▶ _Goal of the exercise_:
Can you copy out the data exactly? Leave the images out.
※
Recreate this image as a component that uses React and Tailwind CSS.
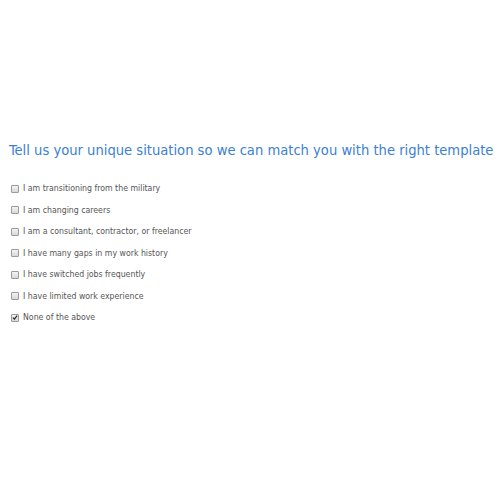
import React from 'react';

const options = [
  { label: 'I am transitioning from the military', checked: false },
  { label: 'I am changing careers', checked: false },
  { label: 'I am a consultant, contractor, or freelancer', checked: false },
  { label: 'I have many gaps in my work history', checked: false },
  { label: 'I have switched jobs frequently', checked: false },
  { label: 'I have limited work experience', checked: false },
  { label: 'None of the above', checked: true },
];

function Box({ checked }) {
  return (
    <span className="w-[8px] h-[8px] border border-[#9a9a9a] rounded-[1px] bg-gradient-to-b from-[#f4f4f4] to-[#d8d8d8] flex items-center justify-center shrink-0">
      {checked && (
        <svg width="7" height="7" viewBox="0 0 8 8">
          <path d="M1.2 4.2 L3.2 6.2 L6.8 1.5" stroke="#222" strokeWidth="1.6" fill="none" />
        </svg>
      )}
    </span>
  );
}

export default function App() {
  return (
    <div className="w-[500px] h-[500px] bg-white pt-[139px] pl-[9px] font-['DejaVu_Sans_Condensed',Tahoma,sans-serif]">
      <h1 className="text-[14.6px] leading-[22px] text-[#3b80d4] whitespace-nowrap">
        Tell us your unique situation so we can match you with the right template
      </h1>
      <div className="mt-[17px] pl-[2px] flex flex-col">
        {options.map((o) => (
          <label key={o.label} className="h-[21.5px] flex items-center gap-[4px] text-[8.7px] text-[#555]">
            <Box checked={o.checked} />
            <span>{o.label}</span>
          </label>
        ))}
      </div>
    </div>
  );
}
※
▶ _Answer below_:
Recreate this image as a component that uses React and Tailwind CSS.
import React from 'react';

const options = [
  { label: 'I am transitioning from the military', checked: false },
  { label: 'I am changing careers', checked: false },
  { label: 'I am a consultant, contractor, or freelancer', checked: false },
  { label: 'I have many gaps in my work history', checked: false },
  { label: 'I have switched jobs frequently', checked: false },
  { label: 'I have limited work experience', checked: false },
  { label: 'None of the above', checked: true },
];

function Box({ checked }) {
  return (
    <span className="w-[8px] h-[8px] border border-[#9a9a9a] rounded-[1px] bg-gradient-to-b from-[#f4f4f4] to-[#d8d8d8] flex items-center justify-center shrink-0">
      {checked && (
        <svg width="7" height="7" viewBox="0 0 8 8">
          <path d="M1.2 4.2 L3.2 6.2 L6.8 1.5" stroke="#222" strokeWidth="1.6" fill="none" />
        </svg>
      )}
    </span>
  );
}

export default function App() {
  return (
    <div className="w-[500px] h-[500px] bg-white pt-[139px] pl-[9px] font-['DejaVu_Sans_Condensed',Tahoma,sans-serif]">
      <h1 className="text-[14.6px] leading-[22px] text-[#3b80d4] whitespace-nowrap">
        Tell us your unique situation so we can match you with the right template
      </h1>
      <div className="mt-[17px] pl-[2px] flex flex-col">
        {options.map((o) => (
          <label key={o.label} className="h-[21.5px] flex items-center gap-[4px] text-[8.7px] text-[#555]">
            <Box checked={o.checked} />
            <span>{o.label}</span>
          </label>
        ))}
      </div>
    </div>
  );
}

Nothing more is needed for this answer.